- [EXERCISE INSTRUCTIONS] Everything in the listing except the pictures should be written out exactly.
══════
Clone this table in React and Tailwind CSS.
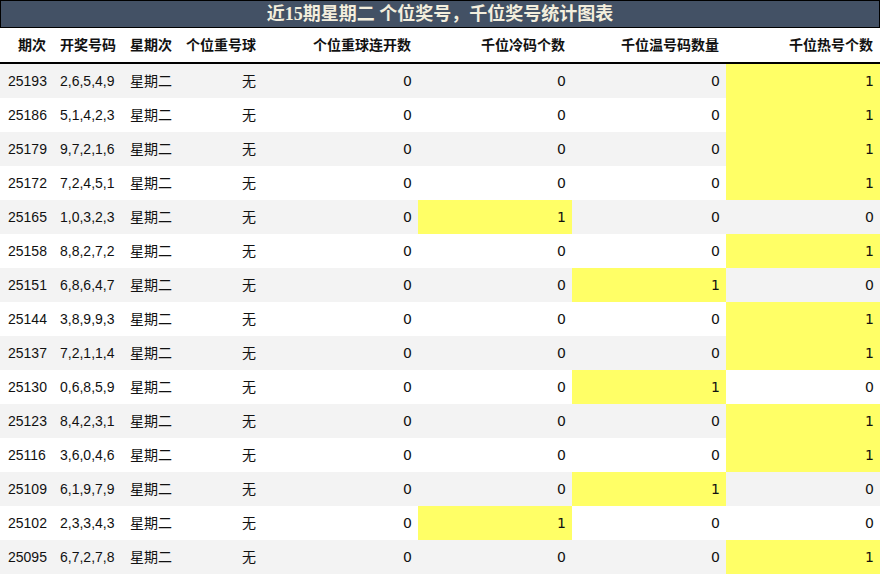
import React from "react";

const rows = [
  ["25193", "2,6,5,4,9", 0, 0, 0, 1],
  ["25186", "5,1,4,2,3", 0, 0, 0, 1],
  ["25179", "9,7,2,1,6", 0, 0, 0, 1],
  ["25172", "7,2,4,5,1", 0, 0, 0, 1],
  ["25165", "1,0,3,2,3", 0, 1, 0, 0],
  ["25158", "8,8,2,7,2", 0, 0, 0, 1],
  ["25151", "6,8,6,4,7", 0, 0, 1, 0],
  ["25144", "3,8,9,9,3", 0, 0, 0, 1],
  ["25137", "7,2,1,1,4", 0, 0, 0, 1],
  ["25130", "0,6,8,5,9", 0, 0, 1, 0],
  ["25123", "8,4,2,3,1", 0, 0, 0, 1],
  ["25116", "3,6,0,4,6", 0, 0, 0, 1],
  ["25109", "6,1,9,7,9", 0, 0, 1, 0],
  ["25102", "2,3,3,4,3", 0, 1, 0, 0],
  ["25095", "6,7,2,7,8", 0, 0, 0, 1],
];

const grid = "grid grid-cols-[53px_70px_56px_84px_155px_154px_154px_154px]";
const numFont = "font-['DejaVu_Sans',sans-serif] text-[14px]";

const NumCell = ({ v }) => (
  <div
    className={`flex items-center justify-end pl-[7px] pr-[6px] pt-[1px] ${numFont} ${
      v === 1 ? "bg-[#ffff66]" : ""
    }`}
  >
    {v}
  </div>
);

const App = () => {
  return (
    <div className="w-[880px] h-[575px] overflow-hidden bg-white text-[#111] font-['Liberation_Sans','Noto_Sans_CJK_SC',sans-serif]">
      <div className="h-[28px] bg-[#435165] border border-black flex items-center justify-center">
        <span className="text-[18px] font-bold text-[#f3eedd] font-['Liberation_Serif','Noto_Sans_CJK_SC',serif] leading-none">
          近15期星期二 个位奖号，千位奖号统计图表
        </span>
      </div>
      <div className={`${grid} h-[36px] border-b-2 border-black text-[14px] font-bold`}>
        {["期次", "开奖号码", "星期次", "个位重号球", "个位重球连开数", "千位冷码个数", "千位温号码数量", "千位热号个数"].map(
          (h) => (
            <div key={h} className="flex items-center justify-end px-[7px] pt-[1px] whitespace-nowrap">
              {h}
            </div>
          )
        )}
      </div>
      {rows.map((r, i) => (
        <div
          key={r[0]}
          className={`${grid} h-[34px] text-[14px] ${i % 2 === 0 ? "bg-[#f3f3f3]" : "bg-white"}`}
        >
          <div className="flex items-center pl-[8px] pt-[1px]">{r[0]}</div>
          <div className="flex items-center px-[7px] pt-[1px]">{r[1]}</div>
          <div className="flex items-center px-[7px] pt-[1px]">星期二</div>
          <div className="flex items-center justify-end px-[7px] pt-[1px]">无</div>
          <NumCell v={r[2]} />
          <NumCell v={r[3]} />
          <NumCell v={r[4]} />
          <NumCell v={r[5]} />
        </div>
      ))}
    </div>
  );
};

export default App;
══════
- [RESULT FOR THIS TASK]
Clone this table in React and Tailwind CSS.
import React from "react";

const rows = [
  ["25193", "2,6,5,4,9", 0, 0, 0, 1],
  ["25186", "5,1,4,2,3", 0, 0, 0, 1],
  ["25179", "9,7,2,1,6", 0, 0, 0, 1],
  ["25172", "7,2,4,5,1", 0, 0, 0, 1],
  ["25165", "1,0,3,2,3", 0, 1, 0, 0],
  ["25158", "8,8,2,7,2", 0, 0, 0, 1],
  ["25151", "6,8,6,4,7", 0, 0, 1, 0],
  ["25144", "3,8,9,9,3", 0, 0, 0, 1],
  ["25137", "7,2,1,1,4", 0, 0, 0, 1],
  ["25130", "0,6,8,5,9", 0, 0, 1, 0],
  ["25123", "8,4,2,3,1", 0, 0, 0, 1],
  ["25116", "3,6,0,4,6", 0, 0, 0, 1],
  ["25109", "6,1,9,7,9", 0, 0, 1, 0],
  ["25102", "2,3,3,4,3", 0, 1, 0, 0],
  ["25095", "6,7,2,7,8", 0, 0, 0, 1],
];

const grid = "grid grid-cols-[53px_70px_56px_84px_155px_154px_154px_154px]";
const numFont = "font-['DejaVu_Sans',sans-serif] text-[14px]";

const NumCell = ({ v }) => (
  <div
    className={`flex items-center justify-end pl-[7px] pr-[6px] pt-[1px] ${numFont} ${
      v === 1 ? "bg-[#ffff66]" : ""
    }`}
  >
    {v}
  </div>
);

const App = () => {
  return (
    <div className="w-[880px] h-[575px] overflow-hidden bg-white text-[#111] font-['Liberation_Sans','Noto_Sans_CJK_SC',sans-serif]">
      <div className="h-[28px] bg-[#435165] border border-black flex items-center justify-center">
        <span className="text-[18px] font-bold text-[#f3eedd] font-['Liberation_Serif','Noto_Sans_CJK_SC',serif] leading-none">
          近15期星期二 个位奖号，千位奖号统计图表
        </span>
      </div>
      <div className={`${grid} h-[36px] border-b-2 border-black text-[14px] font-bold`}>
        {["期次", "开奖号码", "星期次", "个位重号球", "个位重球连开数", "千位冷码个数", "千位温号码数量", "千位热号个数"].map(
          (h) => (
            <div key={h} className="flex items-center justify-end px-[7px] pt-[1px] whitespace-nowrap">
              {h}
            </div>
          )
        )}
      </div>
      {rows.map((r, i) => (
        <div
          key={r[0]}
          className={`${grid} h-[34px] text-[14px] ${i % 2 === 0 ? "bg-[#f3f3f3]" : "bg-white"}`}
        >
          <div className="flex items-center pl-[8px] pt-[1px]">{r[0]}</div>
          <div className="flex items-center px-[7px] pt-[1px]">{r[1]}</div>
          <div className="flex items-center px-[7px] pt-[1px]">星期二</div>
          <div className="flex items-center justify-end px-[7px] pt-[1px]">无</div>
          <NumCell v={r[2]} />
          <NumCell v={r[3]} />
          <NumCell v={r[4]} />
          <NumCell v={r[5]} />
        </div>
      ))}
    </div>
  );
};

export default App;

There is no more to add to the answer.